#### Records provided
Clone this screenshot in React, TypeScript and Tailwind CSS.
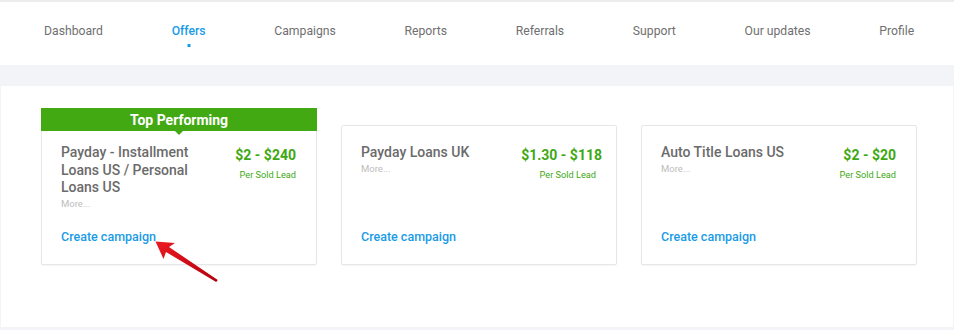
import React from "react";

const navItems = ["Dashboard", "Offers", "Campaigns", "Reports", "Referrals", "Support", "Our updates", "Profile"];

type Offer = { title: string; price: string; top?: boolean; wide?: boolean };

const offers: Offer[] = [
  { title: "Payday - Installment Loans US / Personal Loans US", price: "$2 - $240", top: true },
  { title: "Payday Loans UK", price: "$1.30 - $118", wide: true },
  { title: "Auto Title Loans US", price: "$2 - $20" },
];

function Card({ offer }: { offer: Offer }) {
  return (
    <div className="relative flex h-[140px] w-[276px] flex-col rounded-[2px] border border-[#e6e7ea] bg-white pb-[19px] pl-[19px] pr-[20px] pt-[18px] shadow-[0_1px_1px_rgba(0,0,0,0.04)]">
      {offer.top && (
        <div className="absolute left-[-1px] right-[-1px] top-[-18px] flex h-[23px] items-center justify-center bg-[#43a912] text-[14px] font-bold leading-none text-white">
          Top Performing
          <div className="absolute bottom-[-4px] left-1/2 h-0 w-0 -translate-x-1/2 border-l-[4px] border-r-[4px] border-t-[4px] border-l-transparent border-r-transparent border-t-[#43a912]" />
        </div>
      )}
      <div className="flex items-start justify-between">
        <div className="flex flex-col">
          <div className="w-[140px] text-[14px] font-medium leading-[17.5px] text-[#6b6b6b]">{offer.title}</div>
          <div className="text-[9.5px] leading-[13px] text-[#bdbdbd]">More...</div>
        </div>
        <div className="flex flex-col items-end">
          <div
            className={
              offer.wide
                ? "mr-[-6px] mt-[2px] text-[14px] font-bold leading-[18px] text-[#3ea812]"
                : "mt-[2px] text-[14px] font-bold leading-[18px] text-[#3ea812]"
            }
          >
            {offer.price}
          </div>
          <div className="mt-[5px] text-[9.2px] leading-[11px] text-[#3ea812]">Per Sold Lead</div>
        </div>
      </div>
      <div className="mt-auto text-[12.5px] font-medium leading-[16px] text-[#1a9be6]">Create campaign</div>
    </div>
  );
}

export default function App() {
  return (
    <div className="relative h-[330px] w-[954px] overflow-hidden bg-[#f3f4f8] font-['Roboto',_'Liberation_Sans',_sans-serif]">
      <div className="h-[2px] bg-[#ececee]" />
      <nav className="flex h-[63px] gap-[68.7px] bg-white pl-[44px] pt-[21px]">
        {navItems.map((item) => (
          <div
            key={item}
            className={
              item === "Offers"
                ? "relative text-[12.2px] font-medium leading-[16px] text-[#1a9be6]"
                : "text-[12.2px] leading-[16px] text-[#707070]"
            }
          >
            {item}
            {item === "Offers" && (
              <div className="absolute left-1/2 top-[21px] h-[3px] w-[3px] -translate-x-1/2 bg-[#1a9be6]" />
            )}
          </div>
        ))}
      </nav>
      <div className="h-[21px]" />
      <main className="mx-[1px] flex h-[241px] gap-[24px] bg-white pl-[40px] pt-[39px]">
        {offers.map((o) => (
          <Card key={o.title} offer={o} />
        ))}
      </main>
      <svg className="pointer-events-none absolute left-0 top-0" width="954" height="330" viewBox="0 0 954 330">
        <defs>
          <linearGradient id="ag" x1="0" y1="0" x2="1" y2="1">
            <stop offset="0" stopColor="#ec1a22" />
            <stop offset="1" stopColor="#b3000c" />
          </linearGradient>
        </defs>
        <polygon
          points="155.5,241.5 175,243 169,247 217.8,280 216.2,282 166,252 163.5,259"
          fill="url(#ag)"
        />
      </svg>
    </div>
  );
}
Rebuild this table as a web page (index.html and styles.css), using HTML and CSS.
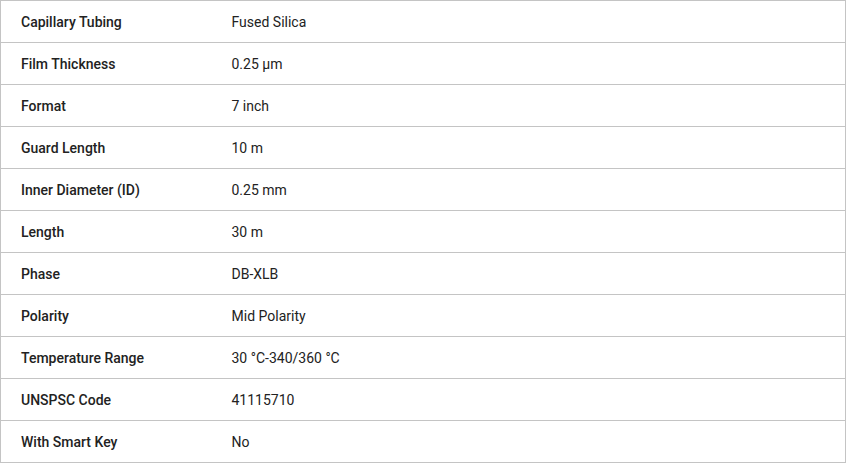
FILE: index.html
```html
<!DOCTYPE html>
<html>
<head>
<meta charset="utf-8">
<link rel="stylesheet" href="styles.css">
</head>
<body>
<table class="specs">
  <tbody>
    <tr><th>Capillary Tubing</th><td>Fused Silica</td></tr>
    <tr><th>Film Thickness</th><td>0.25 µm</td></tr>
    <tr><th>Format</th><td>7 inch</td></tr>
    <tr><th>Guard Length</th><td>10 m</td></tr>
    <tr><th>Inner Diameter (ID)</th><td>0.25 mm</td></tr>
    <tr><th>Length</th><td>30 m</td></tr>
    <tr><th>Phase</th><td>DB-XLB</td></tr>
    <tr><th>Polarity</th><td>Mid Polarity</td></tr>
    <tr><th>Temperature Range</th><td>30 °C-340/360 °C</td></tr>
    <tr><th>UNSPSC Code</th><td>41115710</td></tr>
    <tr><th>With Smart Key</th><td>No</td></tr>
  </tbody>
</table>
</body>
</html>
```
FILE: styles.css
```css
html, body {
  margin: 0;
  padding: 0;
  background: #fff;
}
.specs {
  width: 846px;
  border-collapse: collapse;
  border: 1px solid #c4c4c4;
  font-family: Roboto, "Liberation Sans", sans-serif;
  font-size: 14px;
  color: #222;
}
.specs tr {
  border-top: 1px solid #c4c4c4;
}
.specs th,
.specs td {
  height: 42px;
  padding: 0 20px;
  text-align: left;
  vertical-align: middle;
  box-sizing: border-box;
  line-height: 16px;
}
.specs th {
  width: 211px;
  font-weight: 500;
}
.specs td {
  font-weight: 400;
}
```
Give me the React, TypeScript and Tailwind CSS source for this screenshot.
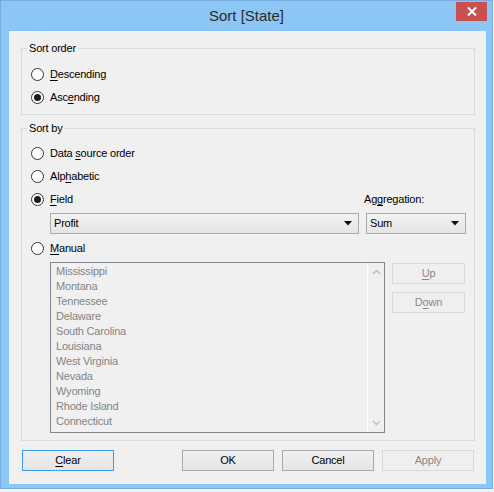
import React from 'react';

const font = { fontFamily: '"Liberation Sans", Arial, sans-serif' };

const states = [
  'Mississippi',
  'Montana',
  'Tennessee',
  'Delaware',
  'South Carolina',
  'Louisiana',
  'West Virginia',
  'Nevada',
  'Wyoming',
  'Rhode Island',
  'Connecticut',
];

// Label with one access-key letter underlined
function Key({ text, at }: { text: string; at: number }) {
  return (
    <span>
      {text.slice(0, at)}
      <span className="underline underline-offset-2">{text[at]}</span>
      {text.slice(at + 1)}
    </span>
  );
}

function Radio({ checked, label, at }: { checked?: boolean; label: string; at: number }) {
  return (
    <div className="flex h-[23px] items-center">
      <div className="flex h-[13px] w-[13px] items-center justify-center rounded-full border border-[#333] bg-white">
        {checked && <div className="h-[7px] w-[7px] rounded-full bg-[#1c1c1c]" />}
      </div>
      <span className="ml-[6px] text-[11px] tracking-[-0.2px] text-black">
        <Key text={label} at={at} />
      </span>
    </div>
  );
}

function Caret() {
  return (
    <svg width="8" height="5" viewBox="0 0 8 5">
      <path d="M0 0h8L4 4.5z" fill="#111" />
    </svg>
  );
}

function Combo({ value, className }: { value: string; className: string }) {
  return (
    <div
      className={`flex h-[21px] items-center justify-between border border-[#acacac] bg-gradient-to-b from-[#f2f2f2] to-[#e5e5e5] pl-[3px] pr-[6px] text-[11px] tracking-[-0.2px] text-black ${className}`}
    >
      <span>{value}</span>
      <Caret />
    </div>
  );
}

function Group({ title, className, children }: { title: string; className: string; children: React.ReactNode }) {
  return (
    <div className={`relative ml-[12px] w-[454px] border border-[#dcdcdc] ${className}`}>
      <span className="absolute -top-[8px] left-[5px] bg-[#f0f0f0] px-[2px] text-[11px] leading-[15px] tracking-[-0.2px] text-black">
        {title}
      </span>
      {children}
    </div>
  );
}

function Btn({
  children,
  disabled,
  primary,
  className = '',
}: {
  children: React.ReactNode;
  disabled?: boolean;
  primary?: boolean;
  className?: string;
}) {
  const look = disabled
    ? 'border-[#d9d9d9] bg-[#efefef] text-[#8a8a8a]'
    : primary
    ? 'border-[#3c9cf0] bg-gradient-to-b from-[#f0f0f0] to-[#e5e5e5] text-black'
    : 'border-[#acacac] bg-gradient-to-b from-[#f0f0f0] to-[#e5e5e5] text-black';
  return (
    <div className={`flex h-[21px] items-center justify-center border text-[11px] tracking-[-0.2px] ${look} ${className}`}>
      {children}
    </div>
  );
}

function Chevron({ up }: { up?: boolean }) {
  return (
    <svg width="9" height="6" viewBox="0 0 9 6">
      <path d={up ? 'M1 5L4.5 1.5L8 5' : 'M1 1L4.5 4.5L8 1'} fill="none" stroke="#c4c4c4" strokeWidth="1.6" />
    </svg>
  );
}

export default function App() {
  return (
    <div className="h-[492px] w-[494px] bg-[#f2f2f2]" style={font}>
      <div className="h-[489px] w-[493px] border border-[#76acdf] bg-[#8cc6f5]">
        {/* Title bar */}
        <div className="relative h-[30px]">
          <div className="pt-[5px] text-center text-[15px] leading-[20px] text-[#2b2b2b]">Sort [State]</div>
          <div className="absolute right-[5px] top-[1px] flex h-[19px] w-[31px] items-center justify-center bg-[#c75050]">
            <svg width="10" height="9" viewBox="0 0 10 9">
              <path d="M1 0.5L9 8.5M9 0.5L1 8.5" stroke="#fff" strokeWidth="2" />
            </svg>
          </div>
        </div>

        {/* Client area */}
        <div className="ml-[8px] h-[453px] w-[477px] bg-[#f0f0f0] pt-[17px]">
          <Group title="Sort order" className="h-[67px] pl-[9px] pt-[14px]">
            <Radio label="Descending" at={0} />
            <Radio label="Ascending" at={3} checked />
          </Group>

          <Group title="Sort by" className="mt-[13px] h-[313px] pl-[9px] pt-[13px]">
            <Radio label="Data source order" at={5} />
            <Radio label="Alphabetic" at={3} />
            <div className="flex items-center justify-between pr-[10px]">
              <Radio label="Field" at={0} checked />
              <span className="w-[100px] text-[11px] tracking-[-0.2px] text-black">
                <Key text="Aggregation:" at={2} />
              </span>
            </div>
            <div className="ml-[19px] mt-[2px] flex gap-[7px]">
              <Combo value="Profit" className="w-[309px]" />
              <Combo value="Sum" className="w-[100px]" />
            </div>
            <div className="mt-[3px]">
              <Radio label="Manual" at={0} />
            </div>
            <div className="ml-[19px] mt-[2px] flex gap-[7px]">
              <div className="flex h-[171px] w-[335px] border border-[#828790] bg-[#f0f0f0]">
                <div className="flex-1 pl-[5px] pt-[1px] text-[11px] leading-[15px] tracking-[-0.2px] text-[#858585]">
                  {states.map((s) => (
                    <div key={s}>{s}</div>
                  ))}
                </div>
                <div className="flex w-[17px] flex-col items-center justify-between border-l border-white py-[6px]">
                  <Chevron up />
                  <Chevron />
                </div>
              </div>
              <div className="flex flex-col gap-[8px] pt-[1px]">
                <Btn disabled className="w-[73px]">
                  <Key text="Up" at={0} />
                </Btn>
                <Btn disabled className="w-[73px]">
                  <Key text="Down" at={1} />
                </Btn>
              </div>
            </div>
          </Group>

          {/* Buttons */}
          <div className="ml-[13px] mt-[9px] flex">
            <Btn primary className="w-[92px]">
              <Key text="Clear" at={0} />
            </Btn>
            <div className="ml-[68px] flex gap-[8px]">
              <Btn className="w-[92px]">OK</Btn>
              <Btn className="w-[92px]">Cancel</Btn>
              <Btn disabled className="w-[92px]">
                Apply
              </Btn>
            </div>
          </div>
        </div>
      </div>
    </div>
  );
}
########
Please extract exactly the lines of the data, from the first through the line containing "string; price: string;", and add no pictures to the copy.

● Exercise solution
Clone this screenshot in React, TypeScript and Tailwind CSS.
import React from "react";

const navItems = ["Dashboard", "Offers", "Campaigns", "Reports", "Referrals", "Support", "Our updates", "Profile"];

type Offer = { title: string; price: string; top?: boolean; wide?: boolean };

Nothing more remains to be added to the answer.